As I mentioned above there are a plethora of symbols in this film, and especially exemplified by the role of many of the characters. Maxx, as I stated, symbolizes the Iranian-American Diaspora, Ms. Ghohari symbolizes both the political situation of Iranian women as well as the political establishment (as does her governmental supervisor), Ms. Ghohari’s son represents the teeming population of Persian young people disturbed with some of Iran’s prohibitive social laws, others represent the conservative religious classes and/or the frustrated intellectual elite. All of which serve to describe many contemporary issues surrounding Iran’s political and class situation, as well as its relationship with its Iranian-American counterparts. There is a heavy emphasis on the use of language, especially plays on words. I imagine this emphasis exemplifies many political realities, and is both a technique Moghadam employs as well as symbol. The relationship of symbolic language in Iranian film making, especially when attempting to convey issues generally forbidden, has many reverberations. Surely artists in other mediums including print mediums in Iran could relate to this symbolism.

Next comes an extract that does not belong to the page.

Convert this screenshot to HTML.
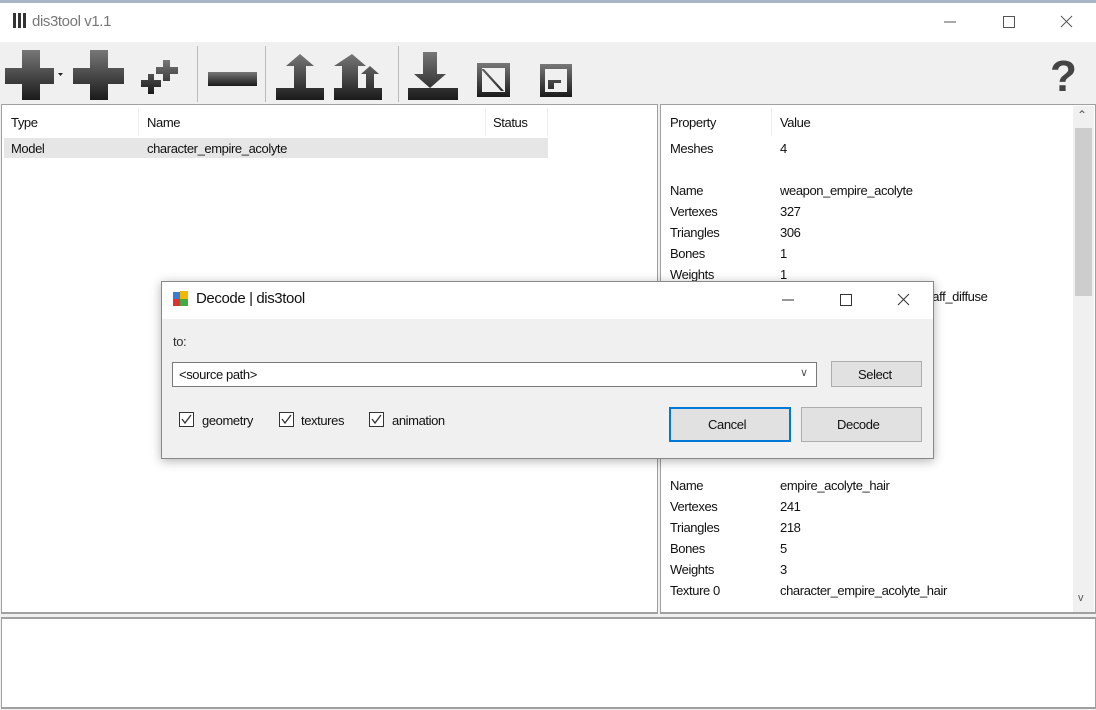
<!DOCTYPE html>
<html><head><meta charset="utf-8"><style>
*{box-sizing:border-box;margin:0;padding:0}
body{width:1096px;height:710px;overflow:hidden;background:#f0f0f0;font-family:"Liberation Sans",sans-serif;font-size:13px;color:#111;position:relative;letter-spacing:-0.4px}
.abs{position:absolute}
.t{position:absolute;white-space:nowrap}
</style></head><body>
<div class="abs" style="left:0;top:0;width:1096px;height:3px;background:#a9b6c6"></div>
<div class="abs" style="left:0;top:3px;width:1096px;height:39px;background:#fff"></div>
<div class="abs" style="left:13px;top:13px;width:3px;height:15px;background:#333"></div>
<div class="abs" style="left:18px;top:13px;width:3px;height:15px;background:#333"></div>
<div class="abs" style="left:23px;top:13px;width:3px;height:15px;background:#333"></div>
<div class="t" style="left:32px;top:13px;font-size:15px;color:#777">dis3tool v1.1</div>
<svg class="abs" style="left:930px;top:10px" width="150" height="26">
<line x1="14" y1="12" x2="26" y2="12" stroke="#555"/>
<rect x="73.5" y="6.5" width="11" height="11" fill="none" stroke="#555"/>
<path d="M131 6 L142 17 M142 6 L131 17" stroke="#555"/>
</svg>
<!-- toolbar -->
<svg class="abs" style="left:0;top:42px" width="1096" height="62">
<defs><linearGradient id="g" x1="0" y1="0" x2="0" y2="1"><stop offset="0" stop-color="#777"/><stop offset="1" stop-color="#1a1a1a"/></linearGradient></defs>
<g fill="url(#g)">
<path d="M22 8h18v18h14v16h-14v16h-18v-16h-17v-16h17z"/>
<path d="M90 8h18v18h16v16h-16v16h-18v-16h-17v-16h17z"/>
<path d="M148 32h6v6h7v7h-7v7h-6v-7h-7v-7h7zM163 18h7v7h8v7h-8v7h-7v-7h-7v-7h7z"/>
<rect x="208" y="30" width="49" height="14"/>
<path d="M300 12l14 12h-8v22h18v12h-48v-12h18v-22h-8z"/>
<path d="M352 12l14 12h-8v22h8v-14h-5l9-8 9 8h-5v14h8v12h-48v-12h8v-22h-8z"/>
<path d="M423 10h14v22h9l-16 14-16-14h9z M408 46h50v12h-50z"/>
<path d="M477 21h33v34h-33z M482 26v24h23v-24z M484 27l20 22h-3l-20-22z"/>
<path d="M540 22h32v33h-32z M545 27v23h22v-23z M548 38v9h6v-6h7v-3z"/>
</g>
<path d="M58 31h5l-2.5 3z" fill="#222"/>
<line x1="197.5" y1="4" x2="197.5" y2="60" stroke="#bbb"/>
<line x1="265.5" y1="4" x2="265.5" y2="60" stroke="#bbb"/>
<line x1="398.5" y1="4" x2="398.5" y2="60" stroke="#bbb"/>
<text x="1050" y="49" font-family="Liberation Sans" font-weight="bold" font-size="44" fill="#444">?</text>
</svg>
<!-- left panel -->
<div class="abs" style="left:1px;top:104px;width:657px;height:510px;background:#fff;border:1px solid #a0a0a0;border-bottom:2px solid #a0a0a0"></div>
<div class="abs" style="left:138px;top:108px;width:1px;height:28px;background:#eee"></div>
<div class="abs" style="left:485px;top:108px;width:1px;height:28px;background:#eee"></div>
<div class="abs" style="left:547px;top:108px;width:1px;height:28px;background:#eee"></div>
<div class="t" style="left:11px;top:115px">Type</div>
<div class="t" style="left:147px;top:115px">Name</div>
<div class="t" style="left:493px;top:115px">Status</div>
<div class="abs" style="left:4px;top:138px;width:544px;height:20px;background:#e6e6e6"></div>
<div class="t" style="left:11px;top:141px">Model</div>
<div class="t" style="left:147px;top:141px">character_empire_acolyte</div>
<!-- right panel -->
<div class="abs" style="left:660px;top:104px;width:436px;height:510px;background:#fff;border:1px solid #a0a0a0;border-bottom:2px solid #a0a0a0"></div>
<div class="abs" style="left:1073px;top:106px;width:21px;height:506px;background:#f0f0f0"></div>
<div class="abs" style="left:1075px;top:128px;width:17px;height:168px;background:#cdcdcd"></div>
<div class="t" style="left:1077px;top:108px;font-size:12px;color:#555">&#8963;</div>
<div class="t" style="left:1078px;top:592px;font-size:11px;color:#555">v</div>
<div class="abs" style="left:771px;top:108px;width:1px;height:28px;background:#eee"></div>
<div class="t" style="left:670px;top:115px">Property</div><div class="t" style="left:780px;top:115px">Value</div>
<div class="t" style="left:670px;top:141px">Meshes</div><div class="t" style="left:780px;top:141px">4</div>
<div class="t" style="left:670px;top:183px">Name</div><div class="t" style="left:780px;top:183px">weapon_empire_acolyte</div>
<div class="t" style="left:670px;top:204px">Vertexes</div><div class="t" style="left:780px;top:204px">327</div>
<div class="t" style="left:670px;top:225px">Triangles</div><div class="t" style="left:780px;top:225px">306</div>
<div class="t" style="left:670px;top:246px">Bones</div><div class="t" style="left:780px;top:246px">1</div>
<div class="t" style="left:670px;top:267px">Weights</div><div class="t" style="left:780px;top:267px">1</div>
<div class="t" style="left:923px;top:289px">staff_diffuse</div>
<div class="t" style="left:670px;top:478px">Name</div><div class="t" style="left:780px;top:478px">empire_acolyte_hair</div>
<div class="t" style="left:670px;top:499px">Vertexes</div><div class="t" style="left:780px;top:499px">241</div>
<div class="t" style="left:670px;top:520px">Triangles</div><div class="t" style="left:780px;top:520px">218</div>
<div class="t" style="left:670px;top:541px">Bones</div><div class="t" style="left:780px;top:541px">5</div>
<div class="t" style="left:670px;top:562px">Weights</div><div class="t" style="left:780px;top:562px">3</div>
<div class="t" style="left:670px;top:583px">Texture 0</div><div class="t" style="left:780px;top:583px">character_empire_acolyte_hair</div>
<!-- bottom -->
<div class="abs" style="left:1px;top:617px;width:1095px;height:92px;background:#fff;border:1px solid #a0a0a0;border-top:2px solid #a0a0a0;border-bottom:2px solid #a0a0a0"></div>
<!-- dialog -->
<div class="abs" style="left:161px;top:281px;width:773px;height:178px;background:#f0f0f0;border:1px solid #888;box-shadow:0 2px 10px rgba(0,0,0,.3)"></div>
<div class="abs" style="left:162px;top:282px;width:771px;height:37px;background:#fff"></div>
<svg class="abs" style="left:172px;top:290px" width="18" height="18"><rect x="1" y="2" width="7" height="7" fill="#3a7bd5"/><rect x="8" y="1" width="8" height="8" fill="#f0b800"/><rect x="1" y="9" width="7" height="7" fill="#d33"/><rect x="8" y="9" width="8" height="7" fill="#4a4"/></svg>
<div class="t" style="left:196px;top:290px;font-size:15px">Decode | dis3tool</div>
<svg class="abs" style="left:770px;top:290px" width="150" height="20"><line x1="12" y1="10" x2="24" y2="10" stroke="#333"/><rect x="70.5" y="4.5" width="11" height="11" fill="none" stroke="#333"/><path d="M128 4l11 11M139 4l-11 11" stroke="#333"/></svg>
<div class="t" style="left:173px;top:334px;color:#333">to:</div>
<div class="abs" style="left:172px;top:362px;width:645px;height:25px;background:#fff;border:1px solid #7a7a7a"></div>
<div class="t" style="left:179px;top:367px">&lt;source path&gt;</div>
<div class="t" style="left:800px;top:366px;font-size:11px;color:#555">&#8744;</div>
<div class="abs" style="left:831px;top:361px;width:91px;height:26px;background:#e1e1e1;border:1px solid #adadad"></div>
<div class="t" style="left:858px;top:367px">Select</div>
<svg class="abs" style="left:178px;top:411px" width="290" height="20">
<g fill="#fff" stroke="#333"><rect x="1.5" y="1.5" width="14" height="14"/><rect x="101.5" y="1.5" width="14" height="14"/><rect x="191.5" y="1.5" width="14" height="14"/></g>
<g fill="none" stroke="#333" stroke-width="1.3"><path d="M4 8l3 4 6-8"/><path d="M104 8l3 4 6-8"/><path d="M194 8l3 4 6-8"/></g>
</svg>
<div class="t" style="left:202px;top:413px">geometry</div>
<div class="t" style="left:301px;top:413px">textures</div>
<div class="t" style="left:392px;top:413px">animation</div>
<div class="abs" style="left:669px;top:407px;width:122px;height:35px;background:#e1e1e1;border:2px solid #0078d7"></div>
<div class="t" style="left:708px;top:417px">Cancel</div>
<div class="abs" style="left:801px;top:407px;width:121px;height:35px;background:#e1e1e1;border:1px solid #adadad"></div>
<div class="t" style="left:837px;top:417px">Decode</div>
</body></html>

Thus, symbolism enjoys an imperative and permeating place in Iranian films, especially in the post-Revolutionary period. The symbols are often emblematic of political, religious and cultural dialogues that are not overtly allowed in the public sphere. The symbols engage real contexts and real persons, often blurring the lens of objective reality, critiquing artistic norms in film or adding beauty to difficult or hopeless situations. Most importantly symbolism animates Iranian film in ways that would not be possible under current legislation, offering room and solace from the suffering of creativity and daring to realize the furthest spheres of imagination.